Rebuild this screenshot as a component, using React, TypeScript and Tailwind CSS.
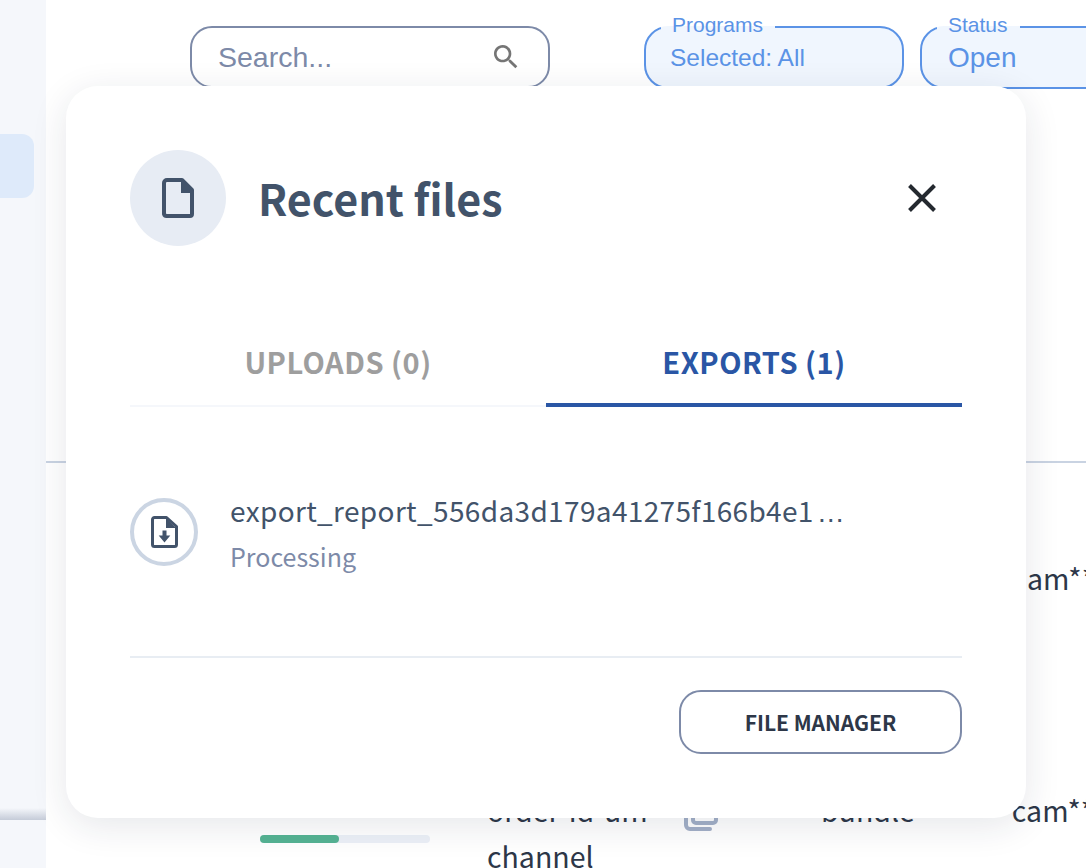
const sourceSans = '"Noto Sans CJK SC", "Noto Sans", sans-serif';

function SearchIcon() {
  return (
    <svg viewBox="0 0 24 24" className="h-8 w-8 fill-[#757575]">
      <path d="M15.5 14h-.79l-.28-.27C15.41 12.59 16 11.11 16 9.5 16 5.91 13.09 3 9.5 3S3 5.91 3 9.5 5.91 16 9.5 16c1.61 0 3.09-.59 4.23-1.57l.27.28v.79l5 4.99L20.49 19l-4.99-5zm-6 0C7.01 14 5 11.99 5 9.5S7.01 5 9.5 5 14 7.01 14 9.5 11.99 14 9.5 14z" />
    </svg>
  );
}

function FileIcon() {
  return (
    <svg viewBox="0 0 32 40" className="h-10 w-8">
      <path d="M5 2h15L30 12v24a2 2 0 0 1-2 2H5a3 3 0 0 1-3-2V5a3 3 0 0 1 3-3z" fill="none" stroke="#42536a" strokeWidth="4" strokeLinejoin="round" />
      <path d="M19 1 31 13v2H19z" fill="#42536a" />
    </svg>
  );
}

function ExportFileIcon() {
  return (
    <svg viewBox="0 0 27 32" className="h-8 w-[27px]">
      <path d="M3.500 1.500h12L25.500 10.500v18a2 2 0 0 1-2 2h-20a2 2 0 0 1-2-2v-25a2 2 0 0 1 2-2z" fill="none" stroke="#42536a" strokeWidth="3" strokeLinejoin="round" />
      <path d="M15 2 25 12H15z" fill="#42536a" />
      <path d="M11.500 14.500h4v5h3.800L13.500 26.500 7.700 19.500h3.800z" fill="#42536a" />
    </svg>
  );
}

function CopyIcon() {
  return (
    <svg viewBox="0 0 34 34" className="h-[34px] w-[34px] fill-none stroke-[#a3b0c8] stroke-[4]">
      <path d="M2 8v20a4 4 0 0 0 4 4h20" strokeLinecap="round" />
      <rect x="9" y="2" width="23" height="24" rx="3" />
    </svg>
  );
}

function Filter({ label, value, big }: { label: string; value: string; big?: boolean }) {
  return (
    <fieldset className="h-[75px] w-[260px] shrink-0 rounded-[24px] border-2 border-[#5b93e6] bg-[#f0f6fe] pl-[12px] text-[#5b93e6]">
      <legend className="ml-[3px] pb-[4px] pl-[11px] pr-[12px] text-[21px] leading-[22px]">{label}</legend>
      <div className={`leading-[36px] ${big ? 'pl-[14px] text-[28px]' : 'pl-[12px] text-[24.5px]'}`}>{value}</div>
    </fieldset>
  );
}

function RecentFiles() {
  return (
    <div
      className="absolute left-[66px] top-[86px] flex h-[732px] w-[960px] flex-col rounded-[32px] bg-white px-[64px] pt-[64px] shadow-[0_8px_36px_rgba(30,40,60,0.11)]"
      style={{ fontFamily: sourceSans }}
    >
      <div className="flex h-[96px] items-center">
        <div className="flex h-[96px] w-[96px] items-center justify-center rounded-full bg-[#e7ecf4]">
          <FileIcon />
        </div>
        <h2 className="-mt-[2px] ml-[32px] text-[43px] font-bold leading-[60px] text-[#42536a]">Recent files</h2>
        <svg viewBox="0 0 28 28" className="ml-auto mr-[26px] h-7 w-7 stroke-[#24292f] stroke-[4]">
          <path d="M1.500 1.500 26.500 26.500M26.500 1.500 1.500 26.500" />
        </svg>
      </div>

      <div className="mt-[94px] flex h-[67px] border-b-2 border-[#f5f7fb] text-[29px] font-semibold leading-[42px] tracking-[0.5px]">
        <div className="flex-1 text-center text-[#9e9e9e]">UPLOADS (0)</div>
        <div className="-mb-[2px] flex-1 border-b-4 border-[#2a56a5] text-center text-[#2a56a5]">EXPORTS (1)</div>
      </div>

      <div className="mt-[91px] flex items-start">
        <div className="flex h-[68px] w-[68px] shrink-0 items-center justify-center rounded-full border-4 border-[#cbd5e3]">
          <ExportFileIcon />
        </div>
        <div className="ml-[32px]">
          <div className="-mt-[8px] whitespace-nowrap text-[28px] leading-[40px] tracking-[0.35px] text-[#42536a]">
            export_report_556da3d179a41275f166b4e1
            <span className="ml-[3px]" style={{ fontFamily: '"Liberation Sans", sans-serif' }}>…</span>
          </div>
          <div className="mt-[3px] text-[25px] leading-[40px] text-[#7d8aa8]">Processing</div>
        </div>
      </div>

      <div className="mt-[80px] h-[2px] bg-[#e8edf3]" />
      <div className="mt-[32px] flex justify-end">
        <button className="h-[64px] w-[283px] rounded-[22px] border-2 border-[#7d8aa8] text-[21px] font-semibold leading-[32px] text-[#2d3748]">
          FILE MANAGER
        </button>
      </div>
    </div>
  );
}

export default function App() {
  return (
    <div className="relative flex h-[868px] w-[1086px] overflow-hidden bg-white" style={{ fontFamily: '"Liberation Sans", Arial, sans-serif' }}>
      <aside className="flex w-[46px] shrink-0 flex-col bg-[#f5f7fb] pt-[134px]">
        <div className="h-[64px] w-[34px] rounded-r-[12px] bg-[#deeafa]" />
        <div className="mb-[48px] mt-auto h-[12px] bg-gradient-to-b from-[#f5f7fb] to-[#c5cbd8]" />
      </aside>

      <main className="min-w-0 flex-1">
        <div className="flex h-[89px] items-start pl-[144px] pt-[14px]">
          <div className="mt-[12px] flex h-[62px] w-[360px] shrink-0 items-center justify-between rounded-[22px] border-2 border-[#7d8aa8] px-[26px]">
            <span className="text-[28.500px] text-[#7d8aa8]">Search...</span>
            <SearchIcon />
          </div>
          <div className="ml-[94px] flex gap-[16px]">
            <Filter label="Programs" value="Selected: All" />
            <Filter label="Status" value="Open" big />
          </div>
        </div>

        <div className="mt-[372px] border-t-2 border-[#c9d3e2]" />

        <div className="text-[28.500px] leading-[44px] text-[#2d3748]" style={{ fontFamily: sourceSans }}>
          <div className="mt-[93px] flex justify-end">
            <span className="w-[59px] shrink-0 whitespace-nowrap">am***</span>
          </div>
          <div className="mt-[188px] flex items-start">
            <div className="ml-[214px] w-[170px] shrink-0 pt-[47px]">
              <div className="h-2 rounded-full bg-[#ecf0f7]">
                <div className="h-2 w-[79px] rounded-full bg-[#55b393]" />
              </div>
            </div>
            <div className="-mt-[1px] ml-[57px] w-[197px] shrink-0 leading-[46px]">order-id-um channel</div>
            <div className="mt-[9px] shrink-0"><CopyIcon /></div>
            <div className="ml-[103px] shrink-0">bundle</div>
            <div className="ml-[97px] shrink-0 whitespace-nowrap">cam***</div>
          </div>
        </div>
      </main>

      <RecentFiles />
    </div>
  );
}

• [WHAT IS REQUIRED]: Set down the material exactly, every line of it, except for the pictures.

• [EXERCISE SOLUTION]:
Rebuild this screenshot as a component, using React, TypeScript and Tailwind CSS.
const sourceSans = '"Noto Sans CJK SC", "Noto Sans", sans-serif';

function SearchIcon() {
  return (
    <svg viewBox="0 0 24 24" className="h-8 w-8 fill-[#757575]">
      <path d="M15.5 14h-.79l-.28-.27C15.41 12.59 16 11.11 16 9.5 16 5.91 13.09 3 9.5 3S3 5.91 3 9.5 5.91 16 9.5 16c1.61 0 3.09-.59 4.23-1.57l.27.28v.79l5 4.99L20.49 19l-4.99-5zm-6 0C7.01 14 5 11.99 5 9.5S7.01 5 9.5 5 14 7.01 14 9.5 11.99 14 9.5 14z" />
    </svg>
  );
}

function FileIcon() {
  return (
    <svg viewBox="0 0 32 40" className="h-10 w-8">
      <path d="M5 2h15L30 12v24a2 2 0 0 1-2 2H5a3 3 0 0 1-3-2V5a3 3 0 0 1 3-3z" fill="none" stroke="#42536a" strokeWidth="4" strokeLinejoin="round" />
      <path d="M19 1 31 13v2H19z" fill="#42536a" />
    </svg>
  );
}

function ExportFileIcon() {
  return (
    <svg viewBox="0 0 27 32" className="h-8 w-[27px]">
      <path d="M3.500 1.500h12L25.500 10.500v18a2 2 0 0 1-2 2h-20a2 2 0 0 1-2-2v-25a2 2 0 0 1 2-2z" fill="none" stroke="#42536a" strokeWidth="3" strokeLinejoin="round" />
      <path d="M15 2 25 12H15z" fill="#42536a" />
      <path d="M11.500 14.500h4v5h3.800L13.500 26.500 7.700 19.500h3.800z" fill="#42536a" />
    </svg>
  );
}

function CopyIcon() {
  return (
    <svg viewBox="0 0 34 34" className="h-[34px] w-[34px] fill-none stroke-[#a3b0c8] stroke-[4]">
      <path d="M2 8v20a4 4 0 0 0 4 4h20" strokeLinecap="round" />
      <rect x="9" y="2" width="23" height="24" rx="3" />
    </svg>
  );
}

function Filter({ label, value, big }: { label: string; value: string; big?: boolean }) {
  return (
    <fieldset className="h-[75px] w-[260px] shrink-0 rounded-[24px] border-2 border-[#5b93e6] bg-[#f0f6fe] pl-[12px] text-[#5b93e6]">
      <legend className="ml-[3px] pb-[4px] pl-[11px] pr-[12px] text-[21px] leading-[22px]">{label}</legend>
      <div className={`leading-[36px] ${big ? 'pl-[14px] text-[28px]' : 'pl-[12px] text-[24.5px]'}`}>{value}</div>
    </fieldset>
  );
}

function RecentFiles() {
  return (
    <div
      className="absolute left-[66px] top-[86px] flex h-[732px] w-[960px] flex-col rounded-[32px] bg-white px-[64px] pt-[64px] shadow-[0_8px_36px_rgba(30,40,60,0.11)]"
      style={{ fontFamily: sourceSans }}
    >
      <div className="flex h-[96px] items-center">
        <div className="flex h-[96px] w-[96px] items-center justify-center rounded-full bg-[#e7ecf4]">
          <FileIcon />
        </div>
        <h2 className="-mt-[2px] ml-[32px] text-[43px] font-bold leading-[60px] text-[#42536a]">Recent files</h2>
        <svg viewBox="0 0 28 28" className="ml-auto mr-[26px] h-7 w-7 stroke-[#24292f] stroke-[4]">
          <path d="M1.500 1.500 26.500 26.500M26.500 1.500 1.500 26.500" />
        </svg>
      </div>

      <div className="mt-[94px] flex h-[67px] border-b-2 border-[#f5f7fb] text-[29px] font-semibold leading-[42px] tracking-[0.5px]">
        <div className="flex-1 text-center text-[#9e9e9e]">UPLOADS (0)</div>
        <div className="-mb-[2px] flex-1 border-b-4 border-[#2a56a5] text-center text-[#2a56a5]">EXPORTS (1)</div>
      </div>

      <div className="mt-[91px] flex items-start">
        <div className="flex h-[68px] w-[68px] shrink-0 items-center justify-center rounded-full border-4 border-[#cbd5e3]">
          <ExportFileIcon />
        </div>
        <div className="ml-[32px]">
          <div className="-mt-[8px] whitespace-nowrap text-[28px] leading-[40px] tracking-[0.35px] text-[#42536a]">
            export_report_556da3d179a41275f166b4e1
            <span className="ml-[3px]" style={{ fontFamily: '"Liberation Sans", sans-serif' }}>…</span>
          </div>
          <div className="mt-[3px] text-[25px] leading-[40px] text-[#7d8aa8]">Processing</div>
        </div>
      </div>

      <div className="mt-[80px] h-[2px] bg-[#e8edf3]" />
      <div className="mt-[32px] flex justify-end">
        <button className="h-[64px] w-[283px] rounded-[22px] border-2 border-[#7d8aa8] text-[21px] font-semibold leading-[32px] text-[#2d3748]">
          FILE MANAGER
        </button>
      </div>
    </div>
  );
}

export default function App() {
  return (
    <div className="relative flex h-[868px] w-[1086px] overflow-hidden bg-white" style={{ fontFamily: '"Liberation Sans", Arial, sans-serif' }}>
      <aside className="flex w-[46px] shrink-0 flex-col bg-[#f5f7fb] pt-[134px]">
        <div className="h-[64px] w-[34px] rounded-r-[12px] bg-[#deeafa]" />
        <div className="mb-[48px] mt-auto h-[12px] bg-gradient-to-b from-[#f5f7fb] to-[#c5cbd8]" />
      </aside>

      <main className="min-w-0 flex-1">
        <div className="flex h-[89px] items-start pl-[144px] pt-[14px]">
          <div className="mt-[12px] flex h-[62px] w-[360px] shrink-0 items-center justify-between rounded-[22px] border-2 border-[#7d8aa8] px-[26px]">
            <span className="text-[28.500px] text-[#7d8aa8]">Search...</span>
            <SearchIcon />
          </div>
          <div className="ml-[94px] flex gap-[16px]">
            <Filter label="Programs" value="Selected: All" />
            <Filter label="Status" value="Open" big />
          </div>
        </div>

        <div className="mt-[372px] border-t-2 border-[#c9d3e2]" />

        <div className="text-[28.500px] leading-[44px] text-[#2d3748]" style={{ fontFamily: sourceSans }}>
          <div className="mt-[93px] flex justify-end">
            <span className="w-[59px] shrink-0 whitespace-nowrap">am***</span>
          </div>
          <div className="mt-[188px] flex items-start">
            <div className="ml-[214px] w-[170px] shrink-0 pt-[47px]">
              <div className="h-2 rounded-full bg-[#ecf0f7]">
                <div className="h-2 w-[79px] rounded-full bg-[#55b393]" />
              </div>
            </div>
            <div className="-mt-[1px] ml-[57px] w-[197px] shrink-0 leading-[46px]">order-id-um channel</div>
            <div className="mt-[9px] shrink-0"><CopyIcon /></div>
            <div className="ml-[103px] shrink-0">bundle</div>
            <div className="ml-[97px] shrink-0 whitespace-nowrap">cam***</div>
          </div>
        </div>
      </main>

      <RecentFiles />
    </div>
  );
}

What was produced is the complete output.